SPECIAL FEATURES: There is a great interview with Refn, which includes a story about meeting Gosling while sick and having a mild breakdown in Gosling's car as they drove to dinner, leading to Gosling signing on for the film. You also get some decent featurettes on the making of the movie.

To Kill a Mockingbird: 50th Anniversary Edition (Blu-ray)





(OUT OF 10)

As part of its 100th Anniversary Collector's Series, Universal has released a nice 50th anniversary package for this Gregory Peck classic, based on the book by Harper Lee. Peck plays Atticus Finch, a mild-mannered but tough-as-nails attorney defending a black man accused of raping a white woman in the Deep South. He won an Oscar for the role, and young Mary Badham was nominated for her role as Scout.

The racially charged film has stood the test of time, and it's one of those courtroom films that work well. (It placed No. 1 in the American Film Institute's ranking of greatest courtroom dramas.) It's still a trip to see Robert Duvall (his feature debut) in the silent role of Boo Radley.
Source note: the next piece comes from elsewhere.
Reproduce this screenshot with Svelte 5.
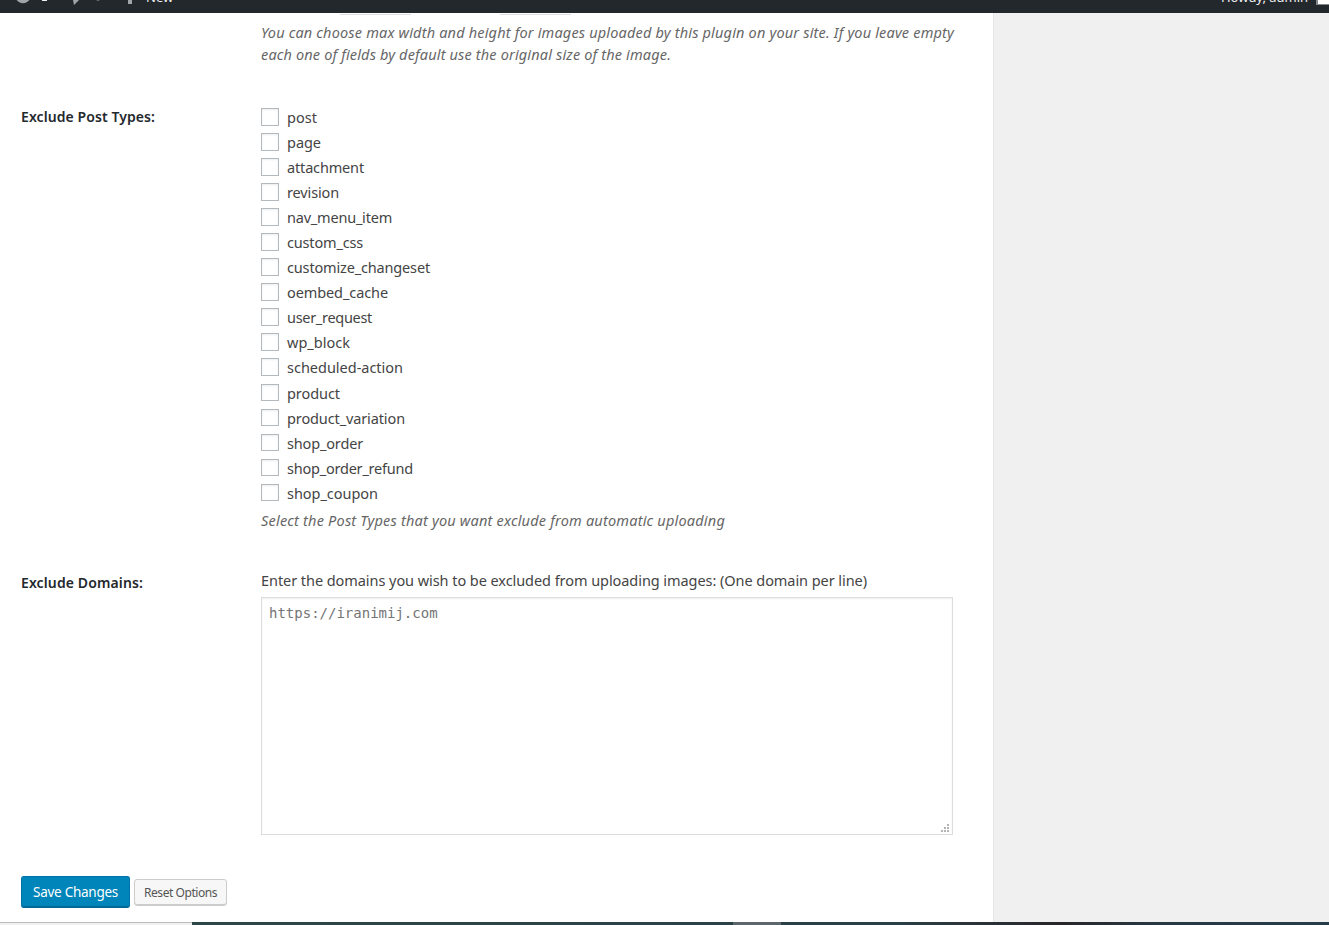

The transfer of this movie is pristine—so good that it is like seeing the film for the first time. One a trivial note, I had forgotten that the character of Dill was based on a young Truman Capote, a longtime friend of Lee.

SPECIAL FEATURES: The disc comes in a collectible booklet featuring essays and original movie art. You also get a feature-length documentary on the making of the movie, interviews with Peck and Badham, a director's commentary and more.